― 小さな磁石、スピン ―
離れた位置に力を与える磁場を作り出す磁石。1つの大きな磁石を半分にすると、2つの磁石ができます。どんどん磁石を小さくしていくと、最後にはなにが残るのでしょうか。磁場を作り出す最小の磁石について考えてみます。
離れた位置に力を与える磁場を作り出す磁石。1つの大きな磁石を半分にすると、2つの磁石ができます。どんどん磁石を小さくしていくと、最後にはなにが残るのでしょうか。磁場を作り出す最小の磁石について考えてみます。
棒磁石には、NとSの2つの極があります。(そのおかげで、方位磁針は地球が作る磁場に沿った南北を向きます。)それでは、この棒磁石を図1のように2つに折ってみましょう。すると、N極だけ・S極だけの磁石にはならず、新たに2つの極をもつ磁石が2つできあがります。つまり、棒磁石の上半分がN極、下半分がS極という性質を持っているわけではなく、棒磁石は非常に小さなN極・S極を積み重ねてできたものであることがわかります。
この分割操作はどこまでできるのでしょうか。すべての物体は原子からなるので、原子にまで分解しても磁石としての性質は残るのでしょうか。答えはその通り、原子は磁石としての性質を持ちます。
1922年、シュテルンとゲルラッハは、真空中で銀が入った炉を温めて、銀原子ビームを生成し、それに磁場をかけました。実験装置は図2の通りです。

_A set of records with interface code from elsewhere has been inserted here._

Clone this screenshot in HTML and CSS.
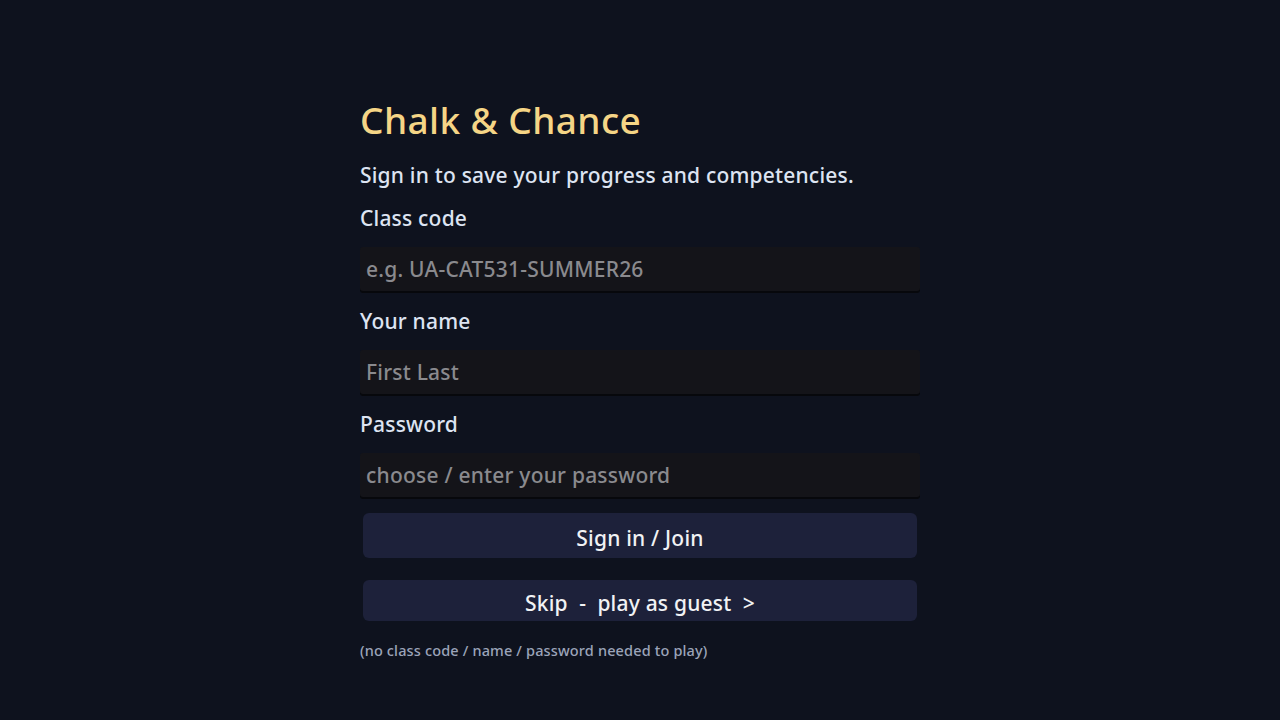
FILE: index.html
```html
<!DOCTYPE html>
<html lang="en">
<head>
<meta charset="utf-8">
<title>Chalk &amp; Chance</title>
<link rel="stylesheet" href="styles.css">
</head>
<body>
<main class="panel">
  <h1 class="title">Chalk &amp; Chance</h1>
  <p class="subtitle">Sign in to save your progress and competencies.</p>
  <label class="label" for="code">Class code</label>
  <input class="field" id="code" type="text" placeholder="e.g. UA-CAT531-SUMMER26">
  <label class="label" for="name">Your name</label>
  <input class="field" id="name" type="text" placeholder="First Last">
  <label class="label" for="pw">Password</label>
  <input class="field" id="pw" type="password" placeholder="choose / enter your password">
  <button class="btn btn-primary" type="button">Sign in / Join</button>
  <button class="btn btn-guest" type="button">Skip&nbsp; - &nbsp;play as guest&nbsp; &gt;</button>
  <p class="note">(no class code / name / password needed to play)</p>
</main>
</body>
</html>
```
FILE: styles.css
```css
html, body {
  margin: 0;
  padding: 0;
  height: 100%;
}
body {
  background: #0e121e;
  font-family: "Noto Sans", "Open Sans", sans-serif;
  font-weight: 500;
  color: #dde4f2;
  letter-spacing: 0.2px;
}
.panel {
  width: 560px;
  margin: 0 auto;
  padding-top: 96px;
  display: flex;
  flex-direction: column;
}
.title {
  margin: 0;
  height: 48px;
  line-height: 48px;
  font-size: 37px;
  font-weight: 500;
  letter-spacing: 0.4px;
  color: #f5d586;
}
.subtitle {
  margin: 17px 0 0;
  height: 28px;
  line-height: 28px;
  font-size: 21px;
}
.label {
  display: block;
  margin-top: 15px;
  height: 28px;
  line-height: 28px;
  font-size: 21px;
}
.field {
  box-sizing: border-box;
  margin: 15px 0 0;
  height: 44px;
  padding: 0 6px;
  border: none;
  border-radius: 3px;
  background: #141419;
  box-shadow: 0 2px 0 #07080c;
  font-family: inherit;
  font-weight: 500;
  font-size: 21px;
  letter-spacing: 0.22px;
  color: #dde4f2;
  outline: none;
}
.field::placeholder { color: #8a8a8e; }
.field + .label { margin-top: 16px; }
.btn {
  margin: 0 3px;
  border: none;
  border-radius: 6px;
  background: #1d213a;
  color: #f1f2f4;
  font-family: inherit;
  font-weight: 500;
  font-size: 21px;
  letter-spacing: 0.2px;
  padding: 0;
}
.btn-primary {
  margin-top: 16px;
  height: 45px;
  padding-top: 5px;
}
.btn-guest {
  margin-top: 22px;
  height: 41px;
  padding-top: 4px;
}
.note {
  margin: 19px 0 0;
  line-height: 20px;
  font-size: 14.5px;
  letter-spacing: 0.15px;
  color: #9ba4b9;
}
```
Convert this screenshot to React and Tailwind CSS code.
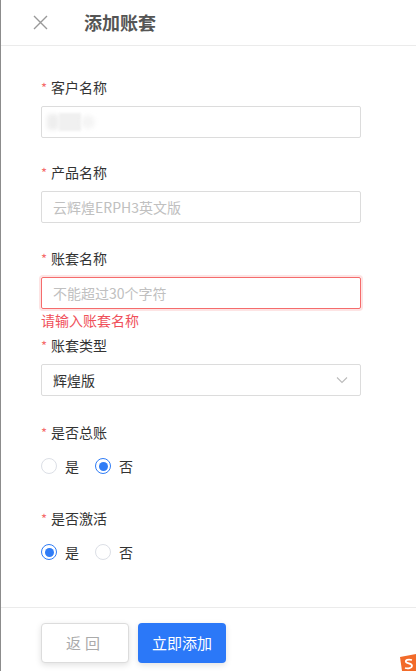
import React, { useState } from "react";

const font = { fontFamily: '"Noto Sans CJK SC", "Noto Sans", sans-serif' };

function Label({ children }) {
  return (
    <div className="flex items-center h-[20px] text-[14px] text-[#333]">
      <span className="text-[#f56c6c] mr-[4px] text-[13px] leading-none">*</span>
      {children}
    </div>
  );
}

function Radio({ checked, label, onClick }) {
  return (
    <label className="flex items-center h-[20px] cursor-pointer mr-[16px]" onClick={onClick}>
      <span
        className={
          checked
            ? "w-[16px] h-[16px] rounded-full border border-[#2f7cf6] flex items-center justify-center"
            : "w-[16px] h-[16px] rounded-full border border-[#dcdfe6]"
        }
      >
        {checked && <span className="w-[9px] h-[9px] rounded-full bg-[#2f7cf6]" />}
      </span>
      <span className="ml-[8px] text-[14px] leading-[20px] text-[#333]">{label}</span>
    </label>
  );
}

export default function App() {
  const [zongzhang, setZongzhang] = useState(false);
  const [jihuo, setJihuo] = useState(true);

  return (
    <div style={font} className="relative w-full h-[671px] bg-white border-l border-[#8c8c8c] flex flex-col overflow-hidden">
      <div className="h-[46px] border-b border-[#ebebeb] flex items-center shrink-0">
        <svg className="ml-[32px]" width="15" height="15" viewBox="0 0 15 15">
          <path d="M1 1 L14 14 M14 1 L1 14" stroke="#999" strokeWidth="1.4" />
        </svg>
        <h1 className="ml-[36px] text-[18px] font-bold text-[#555]">添加账套</h1>
      </div>

      <div className="flex-1 pl-[40px] pt-[31px]">
        <div className="w-[320px]">
          <Label>客户名称</Label>
          <div className="mt-[9px] h-[32px] border border-[#dcdcdc] rounded-[2px] flex items-center pl-[5px]">
            <div className="w-[12px] h-[16px] bg-[#eee] rounded blur-[2px]" />
            <div className="w-[22px] h-[18px] bg-[#f0f0f0] blur-[1px]" />
            <div className="w-[14px] h-[14px] bg-[#f5f5f5] rounded-full blur-[2px]" />
          </div>

          <div className="mt-[24px]">
            <Label>产品名称</Label>
            <input
              className="mt-[9px] w-full h-[32px] border border-[#dcdcdc] rounded-[2px] px-[11px] text-[14px] outline-none placeholder:text-[#c0c0c0]"
              placeholder="云辉煌ERPH3英文版"
            />
          </div>

          <div className="mt-[25px]">
            <Label>账套名称</Label>
            <input
              className="mt-[9px] w-full h-[32px] border border-[#f56c6c] rounded-[2px] px-[11px] text-[14px] outline-none shadow-[0_0_0_2px_rgba(245,108,108,0.18)] placeholder:text-[#c0c0c0]"
              placeholder="不能超过30个字符"
            />
            <div className="text-[14px] leading-[20px] text-[#f0505a] mt-[1px]">请输入账套名称</div>
          </div>

          <div className="mt-[5px]">
            <Label>账套类型</Label>
            <div className="mt-[9px] h-[32px] border border-[#dcdcdc] rounded-[2px] px-[11px] flex items-center justify-between">
              <span className="text-[14px] text-[#333]">辉煌版</span>
              <svg width="12" height="8" viewBox="0 0 12 8" className="mr-[1px]">
                <path d="M1 1.5 L6 6.5 L11 1.5" fill="none" stroke="#bbb" strokeWidth="1.1" />
              </svg>
            </div>
          </div>

          <div className="mt-[26px]">
            <Label>是否总账</Label>
            <div className="mt-[14px] flex items-center">
              <Radio checked={zongzhang} label="是" onClick={() => setZongzhang(true)} />
              <Radio checked={!zongzhang} label="否" onClick={() => setZongzhang(false)} />
            </div>
          </div>

          <div className="mt-[32px]">
            <Label>是否激活</Label>
            <div className="mt-[14px] flex items-center">
              <Radio checked={jihuo} label="是" onClick={() => setJihuo(true)} />
              <Radio checked={!jihuo} label="否" onClick={() => setJihuo(false)} />
            </div>
          </div>
        </div>
      </div>

      <div className="h-[64px] shrink-0 border-t border-[#ebebeb] pl-[40px] pt-[15px] flex gap-[9px]">
        <button className="w-[88px] h-[40px] border border-[#dcdcdc] rounded-[4px] bg-white text-[15px] text-[#aaa] tracking-[4px] shadow-[0_2px_6px_rgba(0,0,0,0.12)]">
          返回
        </button>
        <button className="w-[88px] h-[40px] rounded-[4px] bg-[#2b78f8] text-[15px] text-white shadow-[0_2px_6px_rgba(0,0,0,0.12)]">
          立即添加
        </button>
      </div>

      <svg className="absolute right-0 bottom-0" width="18" height="18" viewBox="0 0 18 18">
        <path d="M2 4 L18 1 L18 18 L4 18 Z" fill="#f26b2a" />
        <path d="M14 7 C10 6 7 7 8 9 C9 11 14 10 14 13 C14 15 10 16 7 15" fill="none" stroke="#fff" strokeWidth="1.8" />
      </svg>
    </div>
  );
}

銀原子ビームは磁場を感じ、その軌道が曲げられ、スクリーンで観測されます。このことから、銀原子が磁石としての性質をもっていることが確かめられました。しかしながら、この実験はそれだけにとどまらず、図2の左端のスクリーンに示されるように、磁場によって曲げられた軌道が離散的な2つの軌道を持つことを明らかにしました。炉からでた銀原子磁石の向きはランダムなはずですので、普通の磁石であれば、上下に向いたものも左右に向いたものもあって、図2の「古典的予測」と示されたように、連続的にさまざまな軌道になるはずです。つまり、この離散的な実験結果は、銀原子は確かに磁石としての振る舞いをするが、すべての銀原子の「磁石としての強さは等しく」、さらにまたその「N極とS極の向きは上向きか下向きの2通ししかない」ことを示しています。現在では、この性質は原子の中の電子に由来したものであることがわかっており、こうした電子の磁石としての性質を「スピン」と呼びます。
電子は、位置などの運動の自由度に加えて、内部自由度と呼ばれる量子状態を内部に持ちます。これは「スピン」と呼ばれ、上向きか下向きのどちらかの2つの状態だけを取ります。電子自身に特別な方向はありませんから、通常、上下方向は磁場の方向として定義します。このスピンは磁石としての性質があるため、磁場をかけると、磁場と反対方向に向いた状態のエネルギーが下がり、磁場の方向に向いた状態のエネルギーが上がります。磁場を使って制御することで、電子スピンの向きを制御することができます。この技術によって横に向いた電子は、上向きのスピンと下向きのスピンの重ね合わせ状態として表されます。そのため、重ね合わせ状態のコンテンツによって説明されているように、横に向いたスピンは50%の確率で上向きスピンであり、50%の確率で下向きスピンという、2つの向きのスピンの向きに同時になっている状態であるいうことができます。この性質により、前節のシュテルン・ゲルラッハの実験のような離散的な結果が説明されます。